Implementation: db/memtable.cc

Interface: InternalIterator

This is a wrapper around MemtableRep::Iterator, Every memtable representation implements its own Iterator to expose the keys/values in the memtable as a sorted stream.

BlockIter

Implementation: table/block.h

Interface: InternalIterator

This Iterator is used to read blocks from SST file, whether these blocks are index blocks or data blocks. Since SST file blocks are sorted and immutable, we load the block in memory and create a BlockIter for this sorted data.

TwoLevelIterator

Implementation: table/two_level_iterator.cc

Interface: InternalIterator

A TwoLevelIterator is composed of 2 Iterators

  • First level Iterator (first_level_iter_)
  • Second level Iterator (second_level_iter_)

first_level_iter_ is used to figure out the second_level_iter_ to use, and second_level_iter_ points to the actual data that we are reading.

Example:

RocksDB uses TwoLevelIterator to read SST files, first_level_iter_ is a BlockIter on the SST file Index block and second_level_iter_ is a BlockIter on a Data block.

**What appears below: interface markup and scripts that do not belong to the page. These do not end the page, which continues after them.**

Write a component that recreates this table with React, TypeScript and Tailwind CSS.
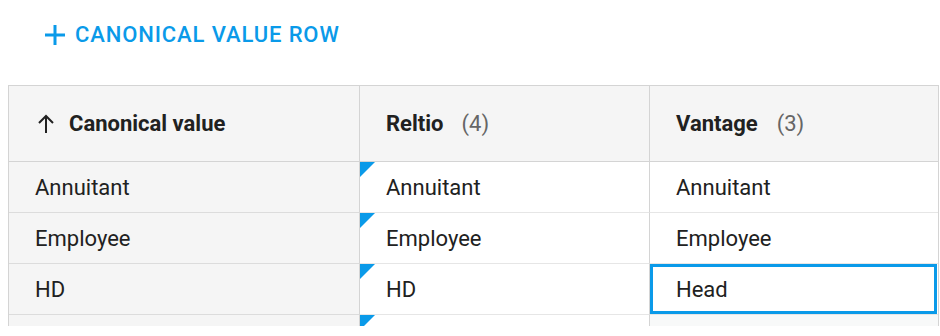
import React from "react";

const rows = [
  ["Annuitant", "Annuitant", "Annuitant"],
  ["Employee", "Employee", "Employee"],
  ["HD", "HD", "Head"],
  ["", "", ""],
];

function Triangle() {
  return (
    <div className="absolute left-0 top-0 w-0 h-0 border-t-[15px] border-r-[15px] border-t-[#0a9ae9] border-r-transparent" />
  );
}

export default function App() {
  return (
    <div
      className="w-[940px] h-[336px] bg-white overflow-hidden text-[#212121]"
      style={{ fontFamily: "Roboto, 'Liberation Sans', sans-serif" }}
    >
      <div className="h-[85px] pl-[43px] pt-[18px]">
        <button className="flex items-center gap-[8px] text-[#0a9ae9] font-medium text-[22px] tracking-[0.04em]">
          <svg width="24" height="24" viewBox="0 0 24 24" className="shrink-0">
            <path d="M12 2v20M2 12h20" stroke="#0a9ae9" strokeWidth="3" fill="none" />
          </svg>
          <span>CANONICAL VALUE ROW</span>
        </button>
      </div>
      <div className="ml-[8px] w-[931px] h-[241px] overflow-hidden border-l border-t border-r border-[#d4d4d4]">
        <div className="grid grid-cols-[351px_290px_289px]">
          <div className="h-[76px] bg-[#f5f5f5] border-r border-b border-[#d4d4d4] flex items-center pl-[28px] gap-[14px] font-bold text-[22px]">
            <svg width="18" height="20" viewBox="0 0 18 20" className="shrink-0">
              <path d="M9 19V2M2 9l7-7 7 7" stroke="#212121" strokeWidth="2" fill="none" />
            </svg>
            <span>Canonical value</span>
          </div>
          <div className="h-[76px] bg-[#f5f5f5] border-r border-b border-[#d4d4d4] flex items-center pl-[26px] text-[22px]">
            <span className="font-bold">Reltio</span>
            <span className="ml-[18px] text-[#666]">(4)</span>
          </div>
          <div className="h-[76px] bg-[#f5f5f5] border-b border-[#d4d4d4] flex items-center pl-[26px] text-[22px]">
            <span className="font-bold">Vantage</span>
            <span className="ml-[19px] text-[#666]">(3)</span>
          </div>
          {rows.map((r, i) => (
            <React.Fragment key={i}>
              <div className="h-[51px] bg-[#f5f5f5] border-r border-b border-r-[#d4d4d4] border-b-[#dcdcdc] flex items-center pl-[26px] text-[22px]">
                {r[0]}
              </div>
              <div className="relative h-[51px] bg-white border-r border-b border-r-[#d4d4d4] border-b-[#e6e6e6] flex items-center pl-[26px] text-[22px]">
                <Triangle />
                {r[1]}
              </div>
              <div
                className={
                  "relative h-[51px] border-b border-b-[#e6e6e6] flex items-center pl-[26px] text-[22px] " +
                  (i === 3 ? "bg-[#f8f9f9]" : "bg-white")
                }
              >
                {i === 2 && (
                  <div className="absolute left-0 top-0 right-[2px] bottom-0 border-[3px] border-[#0a9ae9]" />
                )}
                <span className="relative">{r[2]}</span>
              </div>
            </React.Fragment>
          ))}
        </div>
      </div>
    </div>
  );
}
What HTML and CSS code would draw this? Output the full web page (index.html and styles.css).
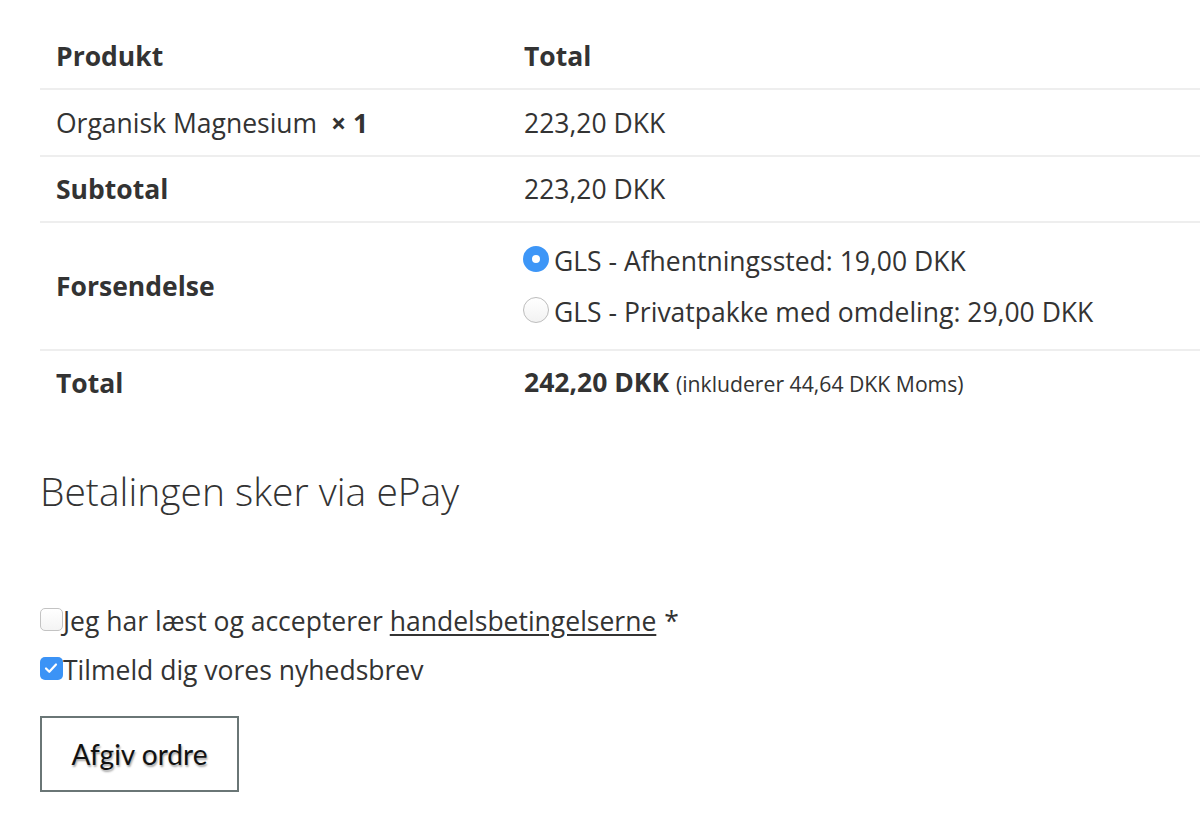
FILE: index.html
```html
<!DOCTYPE html>
<html lang="da">
<head>
<meta charset="utf-8">
<title>Kasse</title>
<link rel="stylesheet" href="styles.css">
</head>
<body>
<div class="page">
  <table class="order">
    <thead>
      <tr><th class="col1">Produkt</th><th class="col2">Total</th></tr>
    </thead>
    <tbody>
      <tr class="item"><td>Organisk Magnesium&nbsp; <strong class="qty">× 1</strong></td><td>223,20 DKK</td></tr>
      <tr class="sub"><th>Subtotal</th><td>223,20 DKK</td></tr>
      <tr class="ship">
        <th>Forsendelse</th>
        <td>
          <ul class="methods">
            <li><span class="radio checked"></span>GLS - Afhentningssted: 19,00 DKK</li>
            <li><span class="radio"></span>GLS - Privatpakke med omdeling: 29,00 DKK</li>
          </ul>
        </td>
      </tr>
      <tr class="total"><th>Total</th><td><strong>242,20 DKK</strong> <small>(inkluderer 44,64 DKK Moms)</small></td></tr>
    </tbody>
  </table>

  <h3 class="pay">Betalingen sker via ePay</h3>

  <div class="terms">
    <label class="check"><span class="box"></span>Jeg har læst og accepterer <a href="#">handelsbetingelserne</a> *</label>
    <label class="check"><span class="box on"><svg viewBox="0 0 22 22" width="22" height="22"><path d="M6 11.5l3.3 3.3L16 7.5" fill="none" stroke="#fff" stroke-width="2.2" stroke-linecap="round" stroke-linejoin="round"/></svg></span>Tilmeld dig vores nyhedsbrev</label>
  </div>

  <button class="place" type="button">Afgiv ordre</button>
</div>
</body>
</html>
```

FILE: styles.css
```css
html, body {
  margin: 0;
  padding: 0;
  background: #fff;
}
body {
  font-family: "Open Sans", "DejaVu Sans", sans-serif;
  color: #333;
  font-size: 26.5px;
}
.page {
  padding: 22px 0 0 40px;
}
.order {
  width: 1160px;
  border-collapse: collapse;
  table-layout: fixed;
}
.order th, .order td {
  box-sizing: border-box;
  text-align: left;
  vertical-align: middle;
  padding: 14px 16px 13px;
  line-height: 38px;
  border-bottom: 2px solid #eee;
}
.order thead th {
  padding-top: 15px;
  padding-bottom: 13px;
}
.order th {
  font-weight: 700;
}
.col1 { width: 468px; }
.qty { font-weight: 700; }
.order tr.sub th, .order tr.sub td {
  padding-top: 13px;
  padding-bottom: 13px;
}
.order tr.total th, .order tr.total td {
  border-bottom: none;
  padding-top: 12px;
  padding-bottom: 12px;
}
.order tr.ship th, .order tr.ship td {
  padding-top: 12px;
  padding-bottom: 12px;
}
.methods {
  list-style: none;
  margin: 0;
  padding: 0;
}
.methods li {
  display: flex;
  align-items: center;
  height: 51px;
}
.radio {
  width: 26px;
  height: 26px;
  border-radius: 50%;
  border: 1px solid #bdbdbd;
  background: linear-gradient(#fff, #f2f2f2);
  box-sizing: border-box;
  margin: 0 5px 4px -1px;
  flex: none;
}
.radio.checked {
  border: 9px solid #3d96f7;
  background: #fff;
}
.total strong {
  font-weight: 700;
}
.total small {
  font-size: 21.2px;
}
.pay {
  font-weight: 300;
  font-size: 39px;
  line-height: 50px;
  margin: 51px 0 0 0;
  color: #333;
}
.terms {
  margin-top: 80px;
}
.check {
  display: flex;
  align-items: center;
  height: 49px;
  line-height: 40px;
}
.check a {
  color: #333;
  text-decoration: underline;
  text-underline-offset: 3px;
  margin: 0 8px 0 7px;
}
.box {
  width: 23px;
  height: 23px;
  box-sizing: border-box;
  border: 1px solid #c3c3c3;
  border-radius: 5px;
  background: linear-gradient(#fff, #f4f4f4);
  margin: 0 0 3px 0;
  flex: none;
  display: flex;
}
.box.on {
  border: none;
  background: #3b93f6;
}
.place {
  margin-top: 22px;
  width: 199px;
  height: 76px;
  border: 2px solid #6a7676;
  background: #fff;
  font-family: "Lato", "Open Sans", sans-serif;
  font-size: 28px;
  color: #111;
  text-shadow: 1px 2px 2px rgba(0,0,0,0.35);
  padding: 0;
  cursor: pointer;
}
```
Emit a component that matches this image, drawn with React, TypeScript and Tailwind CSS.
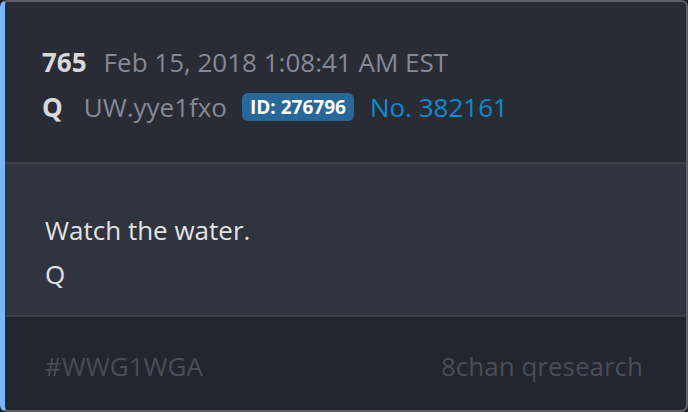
import React from 'react';

const font = { fontFamily: '"Open Sans", "Liberation Sans", sans-serif' };

export default function App() {
  return (
    <div className="w-[688px] h-[412px] bg-[#1d1f24]" style={font}>
      <div className="flex h-full flex-col overflow-hidden rounded-[7px] border-2 border-l-[5px] border-[#5d6068] border-l-[#79b6fc] bg-[#23262e]">
        {/* header */}
        <div className="flex h-[160px] flex-col justify-center gap-[9px] bg-[#292c35] pl-[37px] pt-[4px]">
          <div className="flex items-baseline text-[26px] leading-[36px]">
            <span className="font-bold text-[#d9d9db]">765</span>
            <span className="ml-[17px] text-[#868995]">Feb 15, 2018 1:08:41 AM EST</span>
          </div>
          <div className="flex items-center text-[26px] leading-[36px]">
            <span className="font-bold text-[#d9d9db]">Q</span>
            <span className="ml-[21px] text-[#868995]">UW.yye1fxo</span>
            <span className="ml-[15px] rounded-[6px] bg-[#27679a] px-[8px] text-[19px] leading-[28px] font-bold text-white">
              ID: 276796
            </span>
            <span className="ml-[16px] text-[#0c8bd0]">No. 382161</span>
          </div>
        </div>
        <div className="h-[2px] bg-[#3b3f48]" />
        {/* body */}
        <div className="flex h-[151px] flex-col bg-[#2f343e] pl-[40px] pt-[44px] text-[26px] leading-[44px] text-[#e2e2e4]">
          <span>Watch the water.</span>
          <span>Q</span>
        </div>
        <div className="h-[2px] bg-[#3b3f48]" />
        {/* footer */}
        <div className="flex flex-1 items-center justify-between pl-[40px] pr-[43px] pt-[6px] text-[26px] text-[#494d57]">
          <span>#WWG1WGA</span>
          <span>8chan qresearch</span>
        </div>
      </div>
    </div>
  );
}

Let’s look at this simplified representation of an SST file, we have 4 Data blocks and 1 Index Block

  1. [Data block, offset: 0x0000]
  2. KEY1 | VALUE1
  3. KEY2 | VALUE2
  4. KEY3 | VALUE3
  5. [Data Block, offset: 0x0100]
  6. KEY4 | VALUE4
  7. KEY7 | VALUE7
  8. [Data Block, offset: 0x0250]
  9. KEY8 | VALUE8
  10. KEY9 | VALUE9
  11. [Data Block, offset: 0x0350]
  12. KEY11 | VALUE11
  13. KEY15 | VALUE15
  14. [Index Block, offset: 0x0500]
  15. KEY3 | 0x0000
  16. KEY7 | 0x0100
  17. KEY9 | 0x0250
  18. KEY15 | 0x0500

To read this file we will create a TwoLevelIterator with

  • first_level_iter_ => BlockIter over Index block
  • second_level_iter_ => BlockIter over Data block that will be determined by first_level_iter_

When we ask our TwoLevelIterator to Seek to KEY8 for example, it will first use first_level_iter_ (BlockIter over Index block) to figure out which block may contain this key. this will lead us to set the second_level_iter_ to be (BlockIter over data block with offset 0x0250). We will then use the second_level_iter_ to find our key & value in the data block.